■ **SHORT PROBLEM**: Copy every line in which the string "this" occurs.

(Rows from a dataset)
******************************

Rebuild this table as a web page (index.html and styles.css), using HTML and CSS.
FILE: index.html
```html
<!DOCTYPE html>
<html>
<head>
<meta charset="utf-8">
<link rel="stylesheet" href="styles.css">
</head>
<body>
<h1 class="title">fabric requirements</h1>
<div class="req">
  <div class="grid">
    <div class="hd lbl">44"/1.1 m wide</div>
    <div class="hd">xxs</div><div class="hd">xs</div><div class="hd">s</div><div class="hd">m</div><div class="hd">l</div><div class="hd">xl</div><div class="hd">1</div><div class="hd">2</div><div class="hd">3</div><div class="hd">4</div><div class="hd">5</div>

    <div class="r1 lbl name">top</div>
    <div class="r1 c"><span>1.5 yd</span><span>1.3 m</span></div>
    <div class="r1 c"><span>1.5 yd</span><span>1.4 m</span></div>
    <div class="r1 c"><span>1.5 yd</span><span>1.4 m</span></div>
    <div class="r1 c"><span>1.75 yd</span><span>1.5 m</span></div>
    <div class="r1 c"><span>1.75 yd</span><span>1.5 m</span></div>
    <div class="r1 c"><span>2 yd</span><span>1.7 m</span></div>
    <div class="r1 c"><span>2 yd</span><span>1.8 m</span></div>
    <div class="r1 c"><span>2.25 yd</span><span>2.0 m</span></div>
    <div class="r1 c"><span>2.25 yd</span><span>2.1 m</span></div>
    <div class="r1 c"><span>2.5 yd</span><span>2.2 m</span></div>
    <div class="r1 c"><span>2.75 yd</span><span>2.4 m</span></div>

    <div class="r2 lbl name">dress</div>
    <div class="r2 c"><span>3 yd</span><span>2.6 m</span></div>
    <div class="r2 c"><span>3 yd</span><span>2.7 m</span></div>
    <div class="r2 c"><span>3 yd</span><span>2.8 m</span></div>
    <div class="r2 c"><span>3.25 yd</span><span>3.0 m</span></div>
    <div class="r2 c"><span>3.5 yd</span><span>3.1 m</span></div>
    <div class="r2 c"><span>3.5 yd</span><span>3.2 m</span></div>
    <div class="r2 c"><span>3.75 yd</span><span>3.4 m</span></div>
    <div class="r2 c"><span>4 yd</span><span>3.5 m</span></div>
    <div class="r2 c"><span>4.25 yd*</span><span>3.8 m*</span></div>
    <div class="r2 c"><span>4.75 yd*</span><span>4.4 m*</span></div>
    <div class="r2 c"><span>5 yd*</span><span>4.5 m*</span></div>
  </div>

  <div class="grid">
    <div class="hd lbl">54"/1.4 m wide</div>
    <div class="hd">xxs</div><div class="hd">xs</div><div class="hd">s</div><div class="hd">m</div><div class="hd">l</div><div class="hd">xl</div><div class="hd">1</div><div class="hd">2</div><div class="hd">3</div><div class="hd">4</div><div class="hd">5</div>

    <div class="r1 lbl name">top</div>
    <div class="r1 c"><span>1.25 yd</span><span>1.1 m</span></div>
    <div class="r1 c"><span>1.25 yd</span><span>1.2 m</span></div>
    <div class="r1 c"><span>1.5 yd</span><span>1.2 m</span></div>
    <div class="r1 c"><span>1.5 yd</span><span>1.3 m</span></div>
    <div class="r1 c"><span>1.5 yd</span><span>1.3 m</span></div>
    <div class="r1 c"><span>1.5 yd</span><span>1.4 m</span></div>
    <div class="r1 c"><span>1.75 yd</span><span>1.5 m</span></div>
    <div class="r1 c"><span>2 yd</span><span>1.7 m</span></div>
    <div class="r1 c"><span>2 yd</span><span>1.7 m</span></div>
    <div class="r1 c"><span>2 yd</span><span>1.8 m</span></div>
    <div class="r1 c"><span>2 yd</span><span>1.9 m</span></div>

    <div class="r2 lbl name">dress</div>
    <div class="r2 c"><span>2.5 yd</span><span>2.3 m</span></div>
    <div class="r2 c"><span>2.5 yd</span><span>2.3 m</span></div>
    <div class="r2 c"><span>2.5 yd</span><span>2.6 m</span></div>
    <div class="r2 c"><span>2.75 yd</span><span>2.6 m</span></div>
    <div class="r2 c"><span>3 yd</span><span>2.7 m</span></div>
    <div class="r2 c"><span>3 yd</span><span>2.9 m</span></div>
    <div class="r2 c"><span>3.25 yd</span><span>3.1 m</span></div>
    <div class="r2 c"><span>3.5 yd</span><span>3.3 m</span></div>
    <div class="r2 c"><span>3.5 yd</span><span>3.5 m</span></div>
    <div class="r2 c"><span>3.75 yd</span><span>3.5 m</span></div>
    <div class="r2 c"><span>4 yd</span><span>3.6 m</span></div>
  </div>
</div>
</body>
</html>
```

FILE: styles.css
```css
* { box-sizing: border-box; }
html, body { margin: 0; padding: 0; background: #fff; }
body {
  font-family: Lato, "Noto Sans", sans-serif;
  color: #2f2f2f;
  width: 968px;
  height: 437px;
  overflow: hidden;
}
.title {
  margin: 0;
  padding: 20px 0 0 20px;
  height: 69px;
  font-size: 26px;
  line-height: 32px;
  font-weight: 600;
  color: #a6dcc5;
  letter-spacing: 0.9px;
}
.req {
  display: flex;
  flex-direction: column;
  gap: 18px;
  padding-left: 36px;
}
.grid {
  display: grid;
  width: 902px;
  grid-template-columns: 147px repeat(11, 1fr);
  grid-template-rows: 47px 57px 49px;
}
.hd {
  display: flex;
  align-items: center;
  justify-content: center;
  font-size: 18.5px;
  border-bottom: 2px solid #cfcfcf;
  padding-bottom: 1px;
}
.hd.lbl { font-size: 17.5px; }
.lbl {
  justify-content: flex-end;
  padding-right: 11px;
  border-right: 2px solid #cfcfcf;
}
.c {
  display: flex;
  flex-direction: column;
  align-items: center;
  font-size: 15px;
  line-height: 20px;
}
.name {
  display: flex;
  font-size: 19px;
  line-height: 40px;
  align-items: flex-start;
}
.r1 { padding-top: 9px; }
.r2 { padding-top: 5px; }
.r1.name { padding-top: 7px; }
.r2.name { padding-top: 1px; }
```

******************************

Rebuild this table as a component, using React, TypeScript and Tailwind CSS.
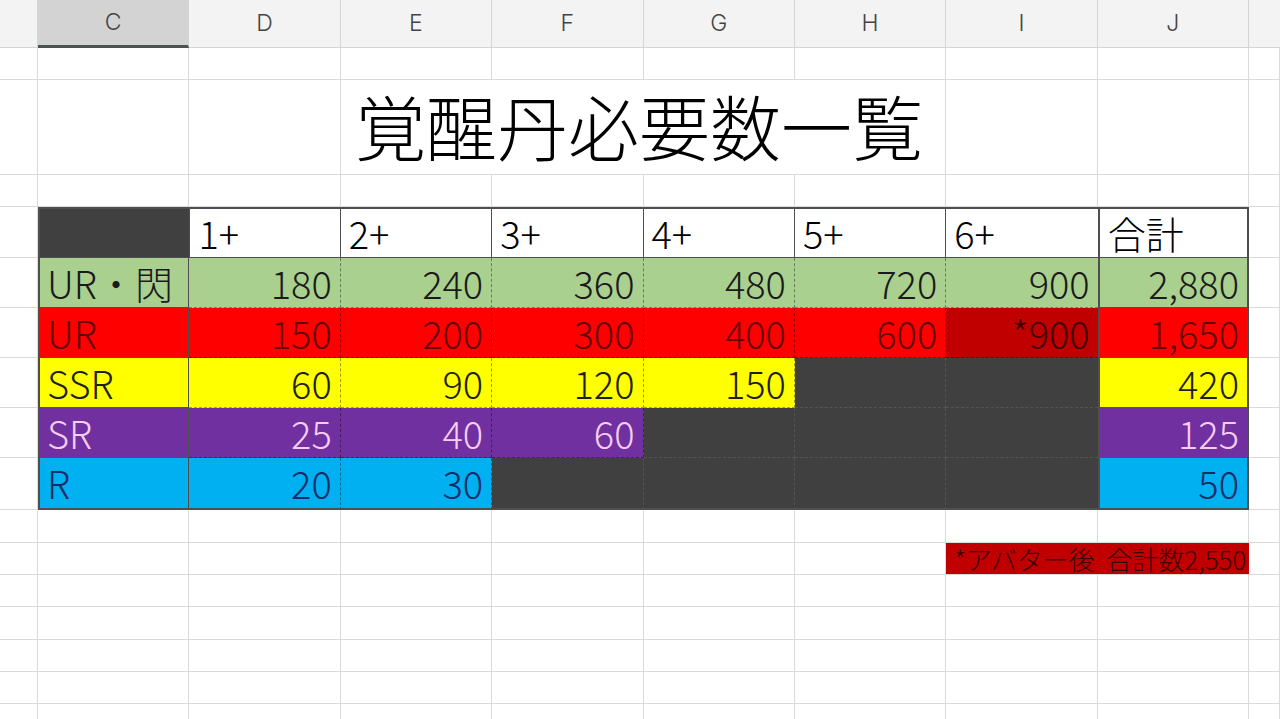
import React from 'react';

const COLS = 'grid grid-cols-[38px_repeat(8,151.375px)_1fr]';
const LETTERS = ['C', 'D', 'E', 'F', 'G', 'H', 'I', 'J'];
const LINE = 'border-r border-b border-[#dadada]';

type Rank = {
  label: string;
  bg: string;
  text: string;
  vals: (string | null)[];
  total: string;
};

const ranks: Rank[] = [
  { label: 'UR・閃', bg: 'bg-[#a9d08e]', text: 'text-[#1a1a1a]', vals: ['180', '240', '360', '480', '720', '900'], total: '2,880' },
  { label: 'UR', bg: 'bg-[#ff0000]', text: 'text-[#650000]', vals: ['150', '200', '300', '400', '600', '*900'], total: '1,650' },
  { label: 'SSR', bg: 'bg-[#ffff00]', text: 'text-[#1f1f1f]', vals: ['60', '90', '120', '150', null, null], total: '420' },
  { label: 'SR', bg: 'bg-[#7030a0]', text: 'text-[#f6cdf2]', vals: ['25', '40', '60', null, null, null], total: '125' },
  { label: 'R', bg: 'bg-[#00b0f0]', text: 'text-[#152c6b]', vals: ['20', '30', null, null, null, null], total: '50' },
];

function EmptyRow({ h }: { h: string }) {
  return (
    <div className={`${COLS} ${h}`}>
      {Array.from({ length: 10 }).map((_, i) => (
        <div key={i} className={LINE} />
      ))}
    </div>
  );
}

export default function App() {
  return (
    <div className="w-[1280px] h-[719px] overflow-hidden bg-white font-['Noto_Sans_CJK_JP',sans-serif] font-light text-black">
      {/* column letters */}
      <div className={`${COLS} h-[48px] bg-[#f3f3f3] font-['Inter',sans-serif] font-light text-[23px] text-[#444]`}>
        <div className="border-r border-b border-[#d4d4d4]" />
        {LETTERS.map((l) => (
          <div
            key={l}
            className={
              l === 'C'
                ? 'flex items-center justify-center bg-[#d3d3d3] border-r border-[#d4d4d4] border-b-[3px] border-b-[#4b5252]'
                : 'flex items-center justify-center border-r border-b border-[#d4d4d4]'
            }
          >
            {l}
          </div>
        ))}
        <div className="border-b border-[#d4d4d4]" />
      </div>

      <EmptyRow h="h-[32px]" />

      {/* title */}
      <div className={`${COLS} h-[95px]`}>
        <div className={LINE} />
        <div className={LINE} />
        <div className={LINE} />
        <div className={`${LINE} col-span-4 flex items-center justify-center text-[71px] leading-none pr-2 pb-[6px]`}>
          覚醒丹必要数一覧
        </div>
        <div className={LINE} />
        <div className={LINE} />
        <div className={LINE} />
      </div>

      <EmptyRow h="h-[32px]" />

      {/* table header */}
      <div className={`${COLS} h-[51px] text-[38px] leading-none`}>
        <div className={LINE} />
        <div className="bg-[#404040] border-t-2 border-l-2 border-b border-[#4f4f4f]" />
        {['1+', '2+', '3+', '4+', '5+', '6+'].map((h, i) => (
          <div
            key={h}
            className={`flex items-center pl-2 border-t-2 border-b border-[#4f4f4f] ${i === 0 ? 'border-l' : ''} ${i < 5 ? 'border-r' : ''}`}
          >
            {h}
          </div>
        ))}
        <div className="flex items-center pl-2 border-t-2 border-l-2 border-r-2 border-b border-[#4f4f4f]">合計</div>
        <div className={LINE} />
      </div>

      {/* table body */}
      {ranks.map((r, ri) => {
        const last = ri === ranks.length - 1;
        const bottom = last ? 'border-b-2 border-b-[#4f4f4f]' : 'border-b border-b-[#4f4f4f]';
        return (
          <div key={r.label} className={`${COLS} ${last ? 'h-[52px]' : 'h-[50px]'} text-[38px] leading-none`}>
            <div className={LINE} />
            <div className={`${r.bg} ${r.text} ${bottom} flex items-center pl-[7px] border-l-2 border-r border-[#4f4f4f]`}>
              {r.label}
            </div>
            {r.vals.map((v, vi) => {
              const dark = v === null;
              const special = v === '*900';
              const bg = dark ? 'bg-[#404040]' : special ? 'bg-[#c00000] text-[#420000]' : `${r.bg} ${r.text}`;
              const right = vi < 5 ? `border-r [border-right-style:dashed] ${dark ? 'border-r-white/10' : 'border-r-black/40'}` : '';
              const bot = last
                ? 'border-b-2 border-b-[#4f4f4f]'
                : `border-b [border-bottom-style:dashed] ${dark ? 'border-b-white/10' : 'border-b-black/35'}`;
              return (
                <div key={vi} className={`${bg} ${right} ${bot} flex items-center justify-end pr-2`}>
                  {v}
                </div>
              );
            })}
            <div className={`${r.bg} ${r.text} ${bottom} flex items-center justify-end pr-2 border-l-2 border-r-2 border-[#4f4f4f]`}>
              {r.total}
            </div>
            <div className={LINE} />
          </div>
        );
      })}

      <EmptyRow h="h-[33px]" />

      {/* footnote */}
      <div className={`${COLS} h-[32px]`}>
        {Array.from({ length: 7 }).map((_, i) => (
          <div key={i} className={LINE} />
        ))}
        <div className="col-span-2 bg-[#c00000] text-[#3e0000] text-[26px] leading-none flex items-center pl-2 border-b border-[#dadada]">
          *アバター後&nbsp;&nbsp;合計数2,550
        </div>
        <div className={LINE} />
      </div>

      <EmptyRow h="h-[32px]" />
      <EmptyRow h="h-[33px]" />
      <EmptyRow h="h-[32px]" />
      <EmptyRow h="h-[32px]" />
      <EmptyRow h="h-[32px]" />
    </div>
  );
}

******************************

■ **ANSWER TO THE PROBLEM**:
Rebuild this table as a web page (index.html and styles.css), using HTML and CSS.
Rebuild this table as a component, using React, TypeScript and Tailwind CSS.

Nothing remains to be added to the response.